Teachers, parents and community groups urged the Detroit Public Schools Community District board to expand and operationalize its 2019 sanctuary-district policy with mandatory staff training, clearer protocols for ICE incidents off campus and stronger communications; Superintendent Beatty acknowledged concerns and pledged follow-up.

Dozens of parents, teachers, union leaders and students urged the Detroit Public Schools Community District board on Nov. 11 to strengthen the district's sanctuary-district policy and provide staff training and clearer protocols after repeated community reports of immigration-enforcement activity.

Multiple speakers described rising ICE activity in Southwest Detroit and elsewhere in the city and said the 2019 sanctuary policy is a starting point but needs operational detail. Kristen Shuttle, a teacher in the district, said other large districts require mandatory "know your rights" trainings for staff, better legal-support referrals and specific building-level action plans. "Why can't we ensure that ICE can't board our school buses? Why can't we train everyone? We're educators," Shuttle said.

Lakia Wilson Lumpkins, president of the Detroit Federation of Teachers, told the board she supports the district's sanctuary stance but asked for an audit of ASD and special-education classroom sizes and for sensory-friendly accommodations; she said some classrooms are over-enrolled and staff are burning out.

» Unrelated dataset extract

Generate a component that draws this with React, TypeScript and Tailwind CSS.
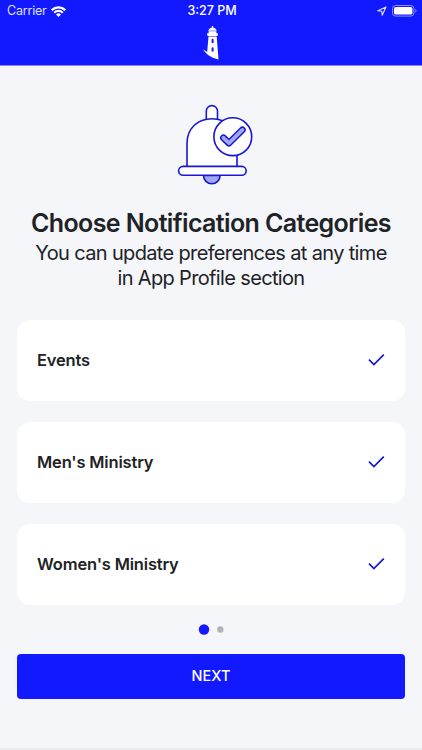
const categories = ["Events", "Men's Ministry", "Women's Ministry"];

function WifiIcon() {
  return (
    <svg width="15" height="11" viewBox="0 0 15 11" fill="none" stroke="white" strokeWidth="2.2">
      <path d="M0.7 4.1a9.6 9.6 0 0 1 13.6 0" />
      <path d="M3.2 6.7a6.1 6.1 0 0 1 8.6 0" />
      <path d="M7.5 11 5 8.6a3.5 3.5 0 0 1 5 0Z" fill="white" stroke="none" />
    </svg>
  );
}

function LocationIcon() {
  return (
    <svg width="10" height="10" viewBox="0 0 10 10" fill="none" stroke="#dcdfff" strokeWidth="1.1" strokeLinejoin="round">
      <path d="M9 1 0.8 4.8 4.8 5.2 5.2 9.2Z" />
    </svg>
  );
}

function BatteryIcon() {
  return (
    <svg width="25" height="12" viewBox="0 0 25 12" fill="none">
      <rect x="0.5" y="0.5" width="21.4" height="10.6" rx="3" stroke="#8b8fff" />
      <rect x="2" y="2" width="18.4" height="7.6" rx="1.7" fill="white" />
      <path d="M23.3 4v3.7c.9-.4 1.3-1 1.3-1.85S24.2 4.4 23.3 4Z" fill="#8b8fff" />
    </svg>
  );
}

function LighthouseLogo() {
  return (
    <svg width="18" height="34" viewBox="0 0 18 34" fill="white">
      <path d="M8.9 0h1.2v1.4C12.2 2 13.5 3 13.7 4.7H5.3C5.5 3 6.8 2 8.9 1.4Z" />
      <path d="M5.6 5.2h7.8v3H5.6Z" />
      <path d="M4.1 7.3h10.8v2l-1 .7H5.1l-1-.7Z" />
      <path
        fillRule="evenodd"
        d="M5.5 10.5h8.2l1.8 22.9C10.5 32.5 3.5 29.5.1 23.3c1.3 1.2 2.8 2.2 4.1 2.7ZM8.6 13.2v3.9h2v-3.9q-1-1-2 0ZM8.6 21.8v3.8h2v-3.8q-1-1-2 0Z"
      />
    </svg>
  );
}

function BellIllustration() {
  return (
    <svg
      className="mx-auto block"
      width="92"
      height="100"
      viewBox="0 0 92 100"
      fill="white"
      stroke="#1717d2"
      strokeWidth="1.6"
    >
      <path d="M41.3 28V16.2a5.6 5.6 0 0 1 11.2 0V28" />
      <path d="M22 71.5V48.5C22 33.5 32.5 23.7 47 23.7S72 33.5 72 48.5V71.5" />
      <path d="M38.5 80.5a8.3 8.3 0 0 0 16.6 0Z" fill="#a1a8f3" />
      <rect x="13.6" y="71.4" width="67.6" height="8.9" rx="4.45" />
      <circle cx="67.8" cy="41.7" r="18.9" />
      <g fill="none" strokeLinecap="round" strokeLinejoin="round">
        <path d="M58.4 42.8 64 48.2 77.4 34.9" strokeWidth="6.8" />
        <path d="M58.4 42.8 64 48.2 77.4 34.9" stroke="#a1a8f3" strokeWidth="3.8" />
      </g>
    </svg>
  );
}

function CategoryCard({ name }: { name: string }) {
  return (
    <button className="flex h-[81px] w-full items-center justify-between rounded-[13px] bg-white px-5 text-left">
      <span className="text-[16.5px] font-semibold tracking-[-0.17px]">{name}</span>
      <svg width="17" height="13" viewBox="0 0 17 13" fill="none" stroke="#1717d2" strokeWidth="1.7">
        <path d="M1 5.7 5.9 10.6 15.800 0.700" />
      </svg>
    </button>
  );
}

export default function App() {
  return (
    <div className="flex h-[750px] w-[422px] flex-col overflow-hidden bg-[#f4f6fa] font-['Inter','Liberation_Sans',sans-serif] text-[#212226]">
      <header className="h-[65px] shrink-0 bg-[#1219ff] text-white">
        <div className="grid h-[22px] grid-cols-3 items-center pr-[5px] pl-[7px]">
          <div className="flex items-center gap-1">
            <span className="text-[12.5px] leading-none tracking-[-0.2px] text-[#dfe1ff]">Carrier</span>
            <WifiIcon />
          </div>
          <span className="text-center text-[12.5px] leading-none font-medium">3:27 PM</span>
          <div className="flex items-center justify-end gap-[5px]">
            <LocationIcon />
            <BatteryIcon />
          </div>
        </div>
        <div className="mt-1 flex justify-center pl-[2px]">
          <LighthouseLogo />
        </div>
      </header>
      <div className="h-px shrink-0 bg-[#8387fd]" />

      <main className="px-[17px] pt-[29px]">
        <BellIllustration />
        <h1 className="mt-[13px] text-center text-[25px] leading-[30px] font-semibold tracking-[-0.62px] whitespace-nowrap">
          Choose Notification Categories
        </h1>
        <p className="mt-[3px] text-center text-[20px] leading-[25px] tracking-[-0.65px] whitespace-nowrap">
          You can update preferences at any time
          <br />
          in App Profile section
        </p>

        <div className="mt-[29px] flex flex-col gap-[21px]">
          {categories.map((name) => (
            <CategoryCard key={name} name={name} />
          ))}
        </div>

        {/* Page indicator */}
        <div className="mt-[19px] flex h-[11px] items-center justify-center">
          <svg width="26" height="11" viewBox="0 0 26 11">
            <circle cx="6" cy="5.5" r="5.2" fill="#1219ff" />
            <circle cx="22.3" cy="5.5" r="3.2" fill="#b3b3b5" />
          </svg>
        </div>

        <button className="mt-[19px] h-[44.5px] w-full rounded-[4px] bg-[#1219ff] text-[14.5px] font-medium text-white">
          NEXT
        </button>
      </main>

      <div className="mt-auto h-[2px] bg-[#ececf1]" />
    </div>
  );
}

Community organizer Steve Khan urged the board to support community mobilization and "stop-ICE" drills and to let schools be part of a joint defense strategy with staff and community members. Speakers asked the district to translate handouts into Spanish, Arabic and Bengali, to provide legal-referral lists and to create building-level "sanctuary teams" empowered with clear procedures.

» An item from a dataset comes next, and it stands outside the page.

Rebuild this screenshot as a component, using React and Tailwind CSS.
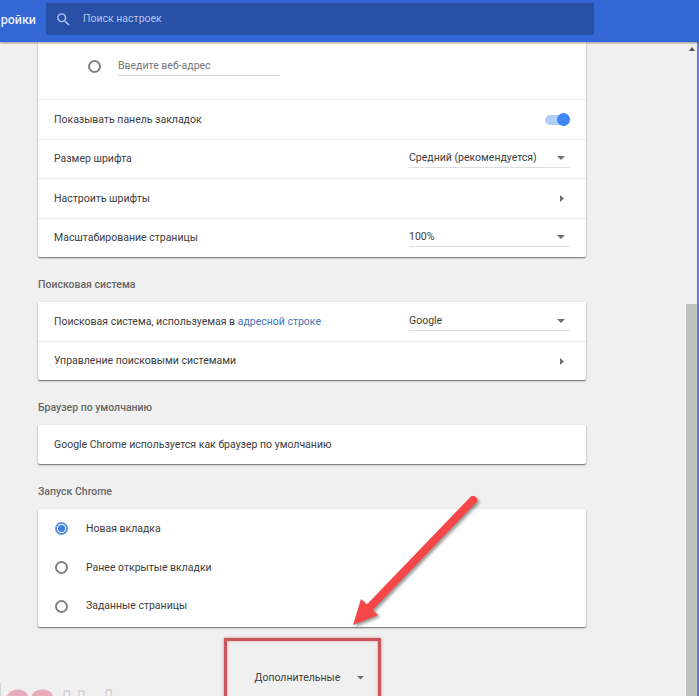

Superintendent Dr. Vidi Beatty responded that the district would translate the handout materials, is reviewing enhancements to the sanctuary policy with administrative staff, and will pursue follow-up with community groups. He also committed to investigating specific allegations raised during public comment and to provide reports to the board.

Next steps: Community groups requested mandatory training, clearer bus and outdoor-area protections, and stronger communications. The superintendent said administrative staff would work with the board to consider policy updates and operational changes.